Ayad Akhtar’s “Junk: The Golden Age of Debt,” which had its world premiere in La Jolla last summer, will begin performances at Lincoln Center’s Vivian Beaumont Theater on Sept. 14, with an official opening set for Oct. 12.

The play, an epic drama set among the New York high-finance scene of the 1980s, will be the second Playhouse-bred Akhtar work to head to New York, after “The Who & The What” in 2014.

Akhtar won the Pulitzer Prize for Drama in 2013 with “Disgraced,” his story of New Yorkers grappling with issues of religion, politics and the specter of terrorism. (The playwright is of Pakistani-American heritage, and has often included elements of the Muslim experience in his work.)

“Disgraced” received its local debut at San Diego Rep in October.

“Junk,” directed by Tony Award-winner Doug Hughes, is nominated for four awards (including outstanding new play) at tonight’s Craig Noel Awards, presented by the San Diego Theatre Critics Circle.

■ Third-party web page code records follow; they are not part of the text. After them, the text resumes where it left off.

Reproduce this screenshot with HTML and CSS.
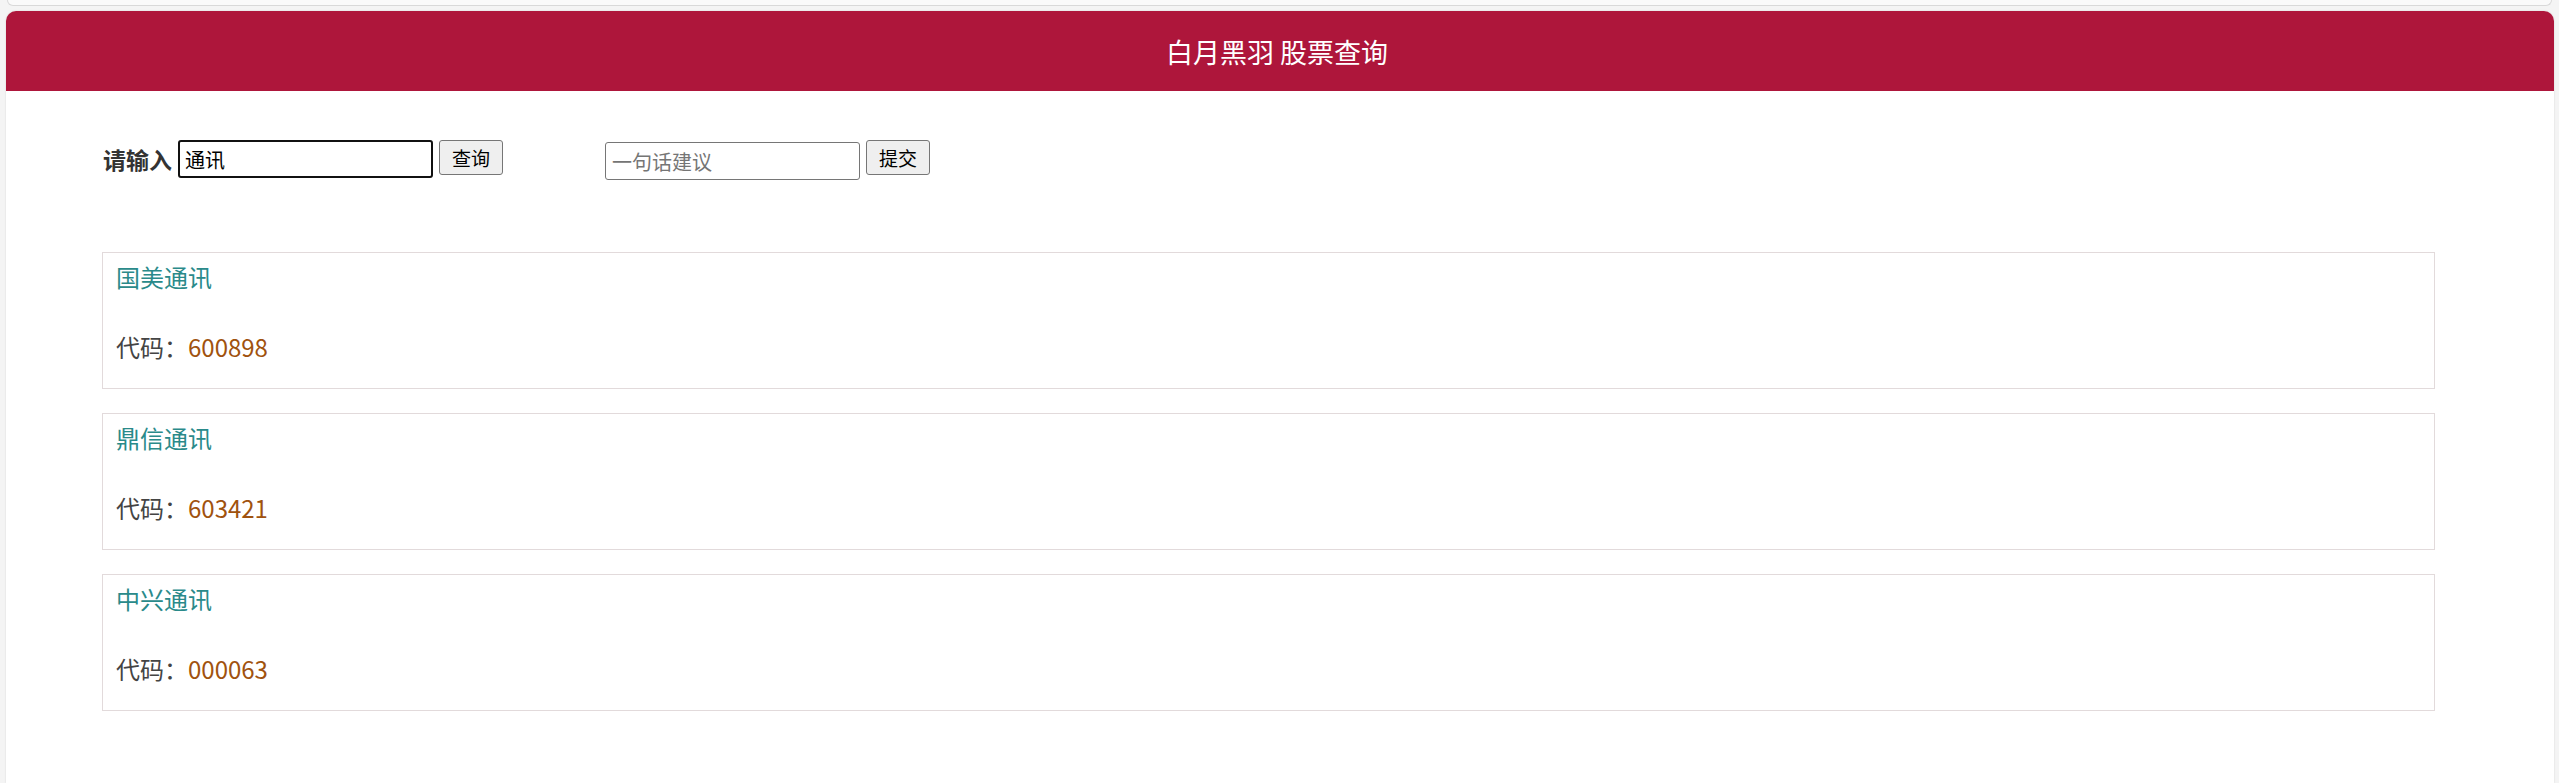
FILE: index.html
```html
<!DOCTYPE html>
<html lang="zh-CN">
<head>
<meta charset="utf-8">
<title>白月黑羽 股票查询</title>
<link rel="stylesheet" href="styles.css">
</head>
<body>
<div class="prev"></div>
<div class="page">
  <div class="header">白月黑羽 股票查询</div>
  <div class="content">
    <div class="toolbar">
      <label class="label">请输入</label>
      <input class="search" type="text" value="通讯">
      <button class="btn btn-query">查询</button>
      <input class="suggest" type="text" placeholder="一句话建议">
      <button class="btn btn-submit">提交</button>
    </div>
    <div class="results">
      <div class="card">
        <div class="name">国美通讯</div>
        <div class="code">代码：<span class="num">600898</span></div>
      </div>
      <div class="card">
        <div class="name">鼎信通讯</div>
        <div class="code">代码：<span class="num">603421</span></div>
      </div>
      <div class="card">
        <div class="name">中兴通讯</div>
        <div class="code">代码：<span class="num">000063</span></div>
      </div>
    </div>
  </div>
</div>
</body>
</html>
```
FILE: styles.css
```css
html, body {
  margin: 0;
  padding: 0;
}
body {
  background: #f4f4f4;
  font-family: "Noto Sans CJK SC", "Noto Sans", sans-serif;
  overflow: hidden;
  height: 783px;
}
.prev {
  margin: 0 7px;
  height: 5px;
  background: #fafafa;
  border: 1px solid #d9d9d9;
  border-top: 0;
  border-radius: 0 0 10px 10px;
}
.page {
  margin: 5px 5px 0 6px;
  background: #ffffff;
  border-radius: 10px 10px 0 0;
  box-shadow: 0 0 2px rgba(0, 0, 0, 0.14);
  min-height: 772px;
}
.header {
  height: 80px;
  background: #ae163b;
  color: #ffffff;
  font-size: 27px;
  border-radius: 10px 10px 0 0;
  display: flex;
  align-items: center;
  justify-content: center;
  padding-right: 6px;
}
.content {
  padding: 49px 119px 0 96px;
}
.toolbar {
  display: flex;
  align-items: flex-start;
}
.label {
  font-weight: bold;
  font-size: 23px;
  color: #333333;
  line-height: 38px;
  margin-left: 1px;
  margin-right: 6px;
}
.search, .suggest {
  box-sizing: border-box;
  height: 38px;
  font-family: "Noto Sans CJK SC", "Noto Sans", sans-serif;
  font-size: 20px;
  margin: 0;
  outline: none;
}
.search {
  width: 255px;
  border: 2px solid #111111;
  border-radius: 3px;
  padding: 0 5px;
  color: #000;
}
.suggest {
  width: 255px;
  border: 1px solid #767676;
  border-radius: 3px;
  padding: 0 6px;
  margin-top: 2px;
  margin-left: 102px;
}
.suggest::placeholder {
  color: #757575;
}
.btn {
  box-sizing: border-box;
  height: 35px;
  margin: 0 0 0 6px;
  padding: 0;
  background: #efefef;
  border: 1px solid #767676;
  border-radius: 3px;
  font-family: "Noto Sans CJK SC", "Noto Sans", sans-serif;
  font-size: 19px;
  color: #000;
}
.btn-query {
  width: 64px;
}
.btn-submit {
  width: 64px;
  margin-left: 6px;
}
.results {
  margin-top: 72px;
  display: flex;
  flex-direction: column;
  gap: 24px;
}
.card {
  border: 1px solid #e2dadb;
  padding: 8px 13px 25px;
  font-size: 24px;
  line-height: 32px;
}
.name {
  color: #2a8a8a;
  margin-bottom: 38px;
}
.code {
  color: #444444;
}
.num {
  color: #a0520e;
}
```
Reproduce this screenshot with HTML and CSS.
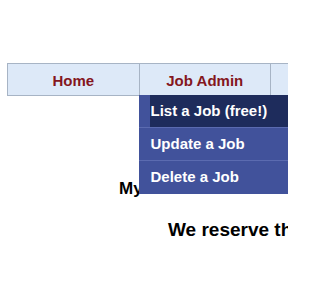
FILE: index.html
```html
<!DOCTYPE html>
<html>
<head>
<meta charset="utf-8">
<link rel="stylesheet" href="styles.css">
</head>
<body>
<div class="page">
  <ul class="nav">
    <li class="nav-item"><a href="#">Home</a></li>
    <li class="nav-item has-menu"><a href="#">Job Admin</a>
      <ul class="menu">
        <li class="menu-item active"><a href="#">List a Job (free!)</a></li>
        <li class="menu-item"><a href="#">Update a Job</a></li>
        <li class="menu-item"><a href="#">Delete a Job</a></li>
      </ul>
    </li>
    <li class="nav-item"><a href="#">Seekers</a></li>
  </ul>
  <div class="content">
    <p class="intro">MyLanecoast.com is free</p>
    <p class="notice">We reserve th</p>
  </div>
</div>
</body>
</html>
```
FILE: styles.css
```css
html, body {
  margin: 0;
  padding: 0;
  overflow: hidden;
  background: #ffffff;
  font-family: "Liberation Sans", Arial, sans-serif;
}
.page {
  box-sizing: border-box;
  width: 288px;
  height: 288px;
  padding: 63px 0 0 7px;
  overflow: hidden;
}
.nav {
  list-style: none;
  margin: 0;
  padding: 0;
  display: flex;
  background: #dde9f8;
  border-top: 1px solid #a7b4c5;
  border-bottom: 1px solid #a7b4c5;
}
.nav-item {
  position: relative;
  width: 130.5px;
  flex: none;
  border-left: 1px solid #a7b4c5;
  text-align: center;
}
.nav-item > a {
  display: block;
  padding-top: 2px;
  height: 29px;
  line-height: 29px;
  color: #841620;
  font-size: 15px;
  font-weight: bold;
  text-decoration: none;
}
.nav-item:last-child > a {
  visibility: hidden;
}
.menu {
  position: absolute;
  top: 100%;
  left: -1px;
  width: 160px;
  margin: 0;
  padding: 0;
  list-style: none;
  background: #41529b;
  text-align: left;
  z-index: 5;
}
.menu-item {
  padding-left: 11px;
  border-bottom: 1px solid #5b6bb0;
}
.menu-item:last-child {
  border-bottom: none;
  height: 33px;
}
.menu-item a {
  display: block;
  height: 32px;
  line-height: 32px;
  padding-left: 1px;
  color: #ffffff;
  font-size: 15px;
  font-weight: bold;
  text-decoration: none;
  white-space: nowrap;
}
.menu-item.active a {
  background: #1e2c5c;
}
.content {
  margin-top: 81px;
}
.intro {
  margin: 0;
  padding-left: 112px;
  white-space: nowrap;
  font-size: 17px;
  line-height: 24px;
  font-weight: bold;
  color: #000;
}
.notice {
  margin: 17px 0 0 0;
  padding-left: 161px;
  white-space: nowrap;
  font-size: 19px;
  line-height: 24px;
  font-weight: bold;
  color: #000;
}
```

The play’s transfer from San Diego to Broadway is an unusually quick one.

“Most things take years to get to New York,” said Michael Rosenberg, the Playhouse’s managing director. “But the combination of the fact this is such a well-crafted play, (and) that the play was so well received here, and also the timing of the importance of having this kind of conversation about economics at this particular moment, I think is pretty spectacular.”

Rosenberg noted that Akhtar’s “The Who & The What” was programmed for the first edition of the Playhouse’s DNA New Work Series before the playwright won the Pulitzer for “Disgraced.”

“His was (also) the first play to come of the series and go straight into production,” Rosenberg said. “And so he really set that bar for us.

“He very much views the Playhouse as an artistic home.”

In a San Diego Union-Tribune interview last summer, Akhtar said that while religion is less overtly a part of the storyline in “Junk” than in some of his past plays, it’s still present in the sense that “the lords of finance and the high priests of finance won our minds” starting in the 1980s. “Because our lives now are completely dominated by finance.

“There’s also this notion of immigrant struggle. One of the stories of the ‘80s is a rising immigrant class within the world of finance, whether it was the Jewish financiers or Italian-American prosecuting attorney (Rudolph) Giuliani,” who later became New York’s mayor.

“Mergers and acquisitions became a tool to pull apart an economy that came from one era and was suited to that way of life, and to remake it. So that battle is very much onstage - minorities and immigrants moving their way up.”

“Junk” is set to become the 29th Playhouse-connected show to hit Broadway, after “Come From Away” and then “Indecent” in April.

The Jimmy Buffett-centric musical “Escape to Margaritaville,” which has its world premiere at the Playhouse in May, is poised to become No. 30 when it heads to New York next year.